Désormais, les Sofica doivent consacrer 15% de leur collecte à des investissements auprès des distributeurs de films. C’est d’ailleurs la raison pour laquelle l’enveloppe, limitée en général à 63 millions, a été relevée par les pouvoirs publics à 73 millions. Ces fonds supplémentaires doivent donc renforcer ce maillon essentiel de la chaîne de l’industrie cinématographique, durement touché par la crise sanitaire.
Comment calcule-t-on la rentabilité d’un film ?
Le cycle d’exploitation d’un film s’étend sur 5 à 7 ans, entre le tournage, la sortie en salles en France, puis les reventes à l’étranger, puis à la télévision suivant la chronologie des médias. On détermine ensuite la valeur catalogue du film. À chaque étape nous encaissons les recettes du film. Sur nos Sofica, nous offrons un taux de retour sur investissement de 5 %, avantage fiscal inclus.
La rentabilité finale d’une Sofica dépend de la valeur de remboursement des parts acquises, donc du succès ou de l’échec des films financés. Et surtout de la durée du placement. La durée maximale de clôture d’une Sofica est de 10 ans. Un gain de 20% sur 6 ans et un gain de 20% sur 10 ans n’offrent pas les mêmes performances.
Lorsqu’on investit dans une Sofica, on récupère rarement l’intégralité de son investissement à la sortie, mais seulement 60 à 70%. De plus, les frais de gestion obèrent la rentabilité finale. Comptez environ 3% lors de la souscription, puis près de 2% par an durant cinq à dix ans. Une étude montre que, entre 2013 et 2017, la rentabilité annuelle moyenne nette des Sofica a été de 2,82% (avantage fiscal inclus).
Dans le détail, près de la moitié des Sofica du panel ont servi moins de 3% (au pire -4,57%) et douze ont offert une rentabilité supérieure à cette barre de 3% (jusqu’à 7,2%). Aucune de ces Sofica n’a remboursé intégralement le capital engagé. Les taux de remboursement s’échelonnent entre 36% et un peu plus de 80%, la moyenne (et la médiane) se situant autour de 63%.
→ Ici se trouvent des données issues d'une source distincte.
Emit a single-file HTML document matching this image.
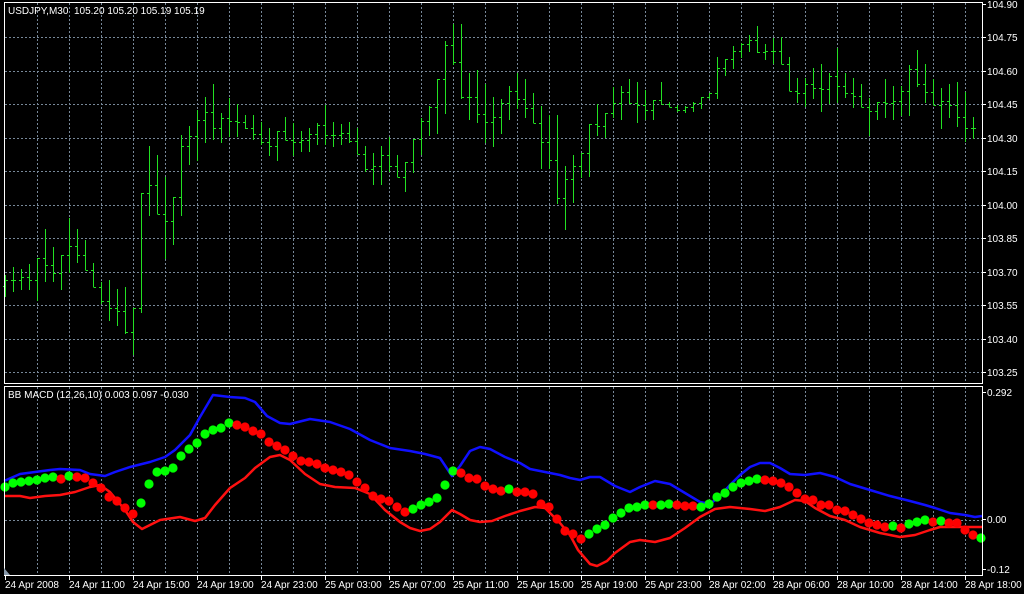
<!DOCTYPE html>
<html><head><meta charset="utf-8"><style>
html,body{margin:0;padding:0;background:#000;width:1024px;height:594px;overflow:hidden}
svg{position:absolute;left:0;top:0}
text{font-family:"Liberation Sans",sans-serif;font-size:10px;fill:#fff;white-space:pre}
</style></head><body>
<svg id="s" width="1024" height="594" viewBox="0 0 1024 594">
<g id="grid" stroke="#778899" stroke-width="1" stroke-dasharray="2,2" fill="none"></g>
<g id="bars" stroke="#22e022" stroke-width="1" fill="none"></g>
<polyline fill="none" stroke="#1010ff" stroke-width="2.5" stroke-linejoin="round" points="4,481 20,474 50,470 60,469 80,470 90,474 105,476 115,472 130,467 150,462 165,457 175,450 190,435 200,417 213,395 230,397 245,398 255,402 267,416 280,423 290,424 310,419 330,422 350,429 370,440 390,448 410,451 425,454 440,458 452,476 460,466 470,451 480,447 490,449 505,457 520,463 530,469 545,472 560,475 570,478 580,480 590,477 600,477 615,486 630,492 640,487 655,481 670,484 685,493 700,502 710,504 720,496 730,485 740,475 750,467 760,463 770,463 780,468 790,474 805,475 820,473 835,477 850,484 870,490 890,496 910,501 925,505 935,508 950,513 965,515 975,517 982,516"/>
<polyline fill="none" stroke="#ff1010" stroke-width="2.5" stroke-linejoin="round" points="4,496 20,496 30,498 45,496 60,495 75,492 90,487 100,485 110,492 125,510 133,522 142,529 150,525 160,520 180,517 195,521 205,518 215,505 230,488 245,478 255,468 270,457 280,455 290,460 305,474 320,484 335,487 355,488 370,494 385,510 400,522 410,528 420,531 430,529 440,522 452,510 460,514 470,520 480,522 492,521 505,516 520,511 535,507 545,508 560,523 570,535 578,550 590,564 597,566 607,561 615,553 630,542 640,540 655,542 670,538 685,528 700,517 715,509 730,507 750,509 765,511 780,507 795,500 805,501 815,508 830,516 845,520 860,527 880,533 900,537 915,535 930,530 940,527 960,527 982,527"/>
<g id="dots"></g>
<g stroke="#fff" stroke-width="1" fill="none">
<path d="M4.5,2.5 H982.5 V383.5 H4.5 Z"/>
<path d="M4.5,386.5 H982.5 V575.5 H4.5 Z"/>
</g>
<path d="M4,575 L4,568 L10,575 Z" fill="#8899aa"/>
<g id="ticks" stroke="#fff" stroke-width="1"></g>
<text x="8" y="14">USDJPY,M30  105.20 105.20 105.19 105.19</text>
<text x="8" y="398">BB MACD (12,26,10) 0.003 0.097 -0.030</text>
<g id="plab"></g>
<text x="987" y="396">0.292</text>
<text x="987" y="523">0.00</text>
<text x="987" y="573">-0.12</text>
<g id="tlab"></g>
</svg>
<script>
var NS="http://www.w3.org/2000/svg";
function el(p,t,a,txt){var e=document.createElementNS(NS,t);for(var k in a)e.setAttribute(k,a[k]);if(txt)e.textContent=txt;document.getElementById(p).appendChild(e);}
var g="";
for(var x=37;x<982;x+=32){g+="M"+(x+.5)+",3V383M"+(x+.5)+",387V575";}
for(var i=1;i<12;i++){var y=Math.round(4+33.45*i)+.5;g+="M5,"+y+"H982";}
g+="M5,520.5H982";
el("grid","path",{d:g});
var pr=["104.90","104.75","104.60","104.45","104.30","104.15","104.00","103.85","103.70","103.55","103.40","103.25"];
var tk="";
for(var i=0;i<12;i++){var y=Math.round(4+33.45*i);el("plab","text",{x:987,y:y+4},pr[i]);tk+="M983,"+(y+.5)+"H986";}
tk+="M983,392.5H986M983,519.5H986M983,569.5H986";
var tl=["24 Apr 2008","24 Apr 11:00","24 Apr 15:00","24 Apr 19:00","24 Apr 23:00","25 Apr 03:00","25 Apr 07:00","25 Apr 11:00","25 Apr 15:00","25 Apr 19:00","25 Apr 23:00","28 Apr 02:00","28 Apr 06:00","28 Apr 10:00","28 Apr 14:00","28 Apr 18:00"];
for(var i=0;i<16;i++){var x=5+64*i;el("tlab","text",{x:x,y:588},tl[i]);tk+="M"+(x+.5)+",576V580";}
el("ticks","path",{d:tk});
var B=[[275,297],[267,292],[269,290],[264,290],[258,301],[229,282],[247,282],[255,290],[218,273],[229,263],[240,270],[263,287],[282,304],[280,321],[289,326],[287,334],[308,355],[193,313],[146,216],[155,214],[177,259],[197,245],[135,216],[126,165],[110,161],[97,143],[84,140],[113,143],[98,137],[104,137],[115,129],[115,140],[122,145],[128,156],[131,161],[117,140],[123,156],[131,152],[128,152],[123,145],[105,145],[122,147],
[124,145],[122,143],[128,154],[146,172],[153,185],[146,185],[137,172],[155,177],[162,192],[139,173],[118,155],[106,136],[79,134],[41,114],[24,65],[24,99],[73,120],[70,123],[84,143],[97,147],[99,134],[86,120],[73,109],[79,118],[93,123],[106,169],[115,169],[115,204],[166,230],[155,203],[153,178],[124,177],[104,136],[113,138],[87,118],[86,120],[79,104],[82,123],[90,120],[100,120],[82,104],
[102,107],[105,112],[106,113],[102,112],[97,109],[93,99],[57,99],[59,76],[46,69],[43,58],[35,52],[26,53],[44,60],[38,64],[37,64],[57,91],[78,103],[78,107],[68,99],[64,112],[73,104],[48,103],[73,98],[78,108],[84,107],[98,136],[102,120],[79,118],[86,120],[86,116],[65,116],[50,87],[64,103],[79,105],[88,129],[84,118],[82,127],[92,142],[117,139]];
var d="",prev=null;
for(var i=0;i<B.length;i++){var x=5+8*i+.5,h=B[i][0],l=B[i][1];
var nx=B[i+1]||B[i];var c=Math.round(Math.min(l,Math.max(h,(nx[0]+nx[1])/2)));
var o=prev==null?Math.round((h+l)/2):Math.min(l,Math.max(h,prev));
d+="M"+x+","+h+"V"+l+"M"+(x-2.5)+","+(o+.5)+"H"+x+"M"+x+","+(c+.5)+"H"+(x+2.5);prev=c;}
el("bars","path",{d:d});
var D="487g483g482g481g480g478g477g479r476g477r478r483r488r497r501r508r514r503g484g472g471g468g456g449g443g434g430g428g423g425r427r431r434r442r446r450r456r461r462r464r468r470r472r475r482r488r496r499r501r507r512r509g505g502g498g485g471g473r478r479r486r489r491r489g492r492r494r504r507r519r531r534r539r534g529g525g518g513g508g507g505g505r505g504g505r506r506r507g504g497g493g487g483g481g479g480r481r483r487r493r499r500r505r505r510r511r515r519r523r525r527r526g528r524g522g520g522r521g523r523r530r535r538g";
var m=D.match(/\d+[gr]/g);
for(var i=0;i<m.length;i++){var y=parseInt(m[i]),col=m[i].slice(-1)=="g"?"#00ff00":"#ff0000";el("dots","circle",{cx:5+8*i,cy:y,r:4.6,fill:col});}
</script>
</body></html>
Ce n’est généralement qu’au mois d’octobre que le CNC publie la liste des Sofica agréées pour l’année ainsi que les montants de collecte attribués à chacune d’entre elles. Les contribuables intéressés ne disposent alors que d’un délai de quelques semaines, en fin d’année, pour souscrire des parts.
Si de nombreuses Sofica émanent d’établissements bancaires (La Banque Postale, Palatine, Société Générale, etc.) et sont commercialisées principalement au sein de leurs réseaux respectifs, d’autres Sofica sont montées à l’initiative de sociétés de production ou de sociétés de gestion.
La dernière créée, Entourage Sofica, est gérée par la société de gestion Entourage Ventures, qui est un spécialiste de l’investissement dans la distribution. «Nous co-investissons depuis 2016 auprès de Gaumont dans tous ses films avec notre fonds Entourage Pictures», expliquait au lancement Julien Delajoux, cofondateur d’Entourage Ventures. Celle-ci est disponible chez Linxea pour le canal digital, le groupement de conseillers de gestion de patrimoine (CGP) La Financière d’Orion et la banque privée Hottinguer.
La plupart des Sofica non bancaires sont disponibles, quant à elles, à la souscription auprès de distributeurs intermédiaires comme des CGP. «Attention aux CGP qui vous promettent des Sofica pour finalement vous orienter vers d’autres produits», alerte un professionnel parisien.
Avec un ticket d’entrée élevé (autour de 5.000 euros), ces produits sont à réserver aux gros patrimoines. D’autant que les parts de Sofica sont soumises au traitement social et fiscal des valeurs mobilières, en cas de dividendes ou lors de la cession. Les moins-values probables viennent alors en déduction de plus-values réalisées sur d’autres valeurs mobilières lors de l’année de cession.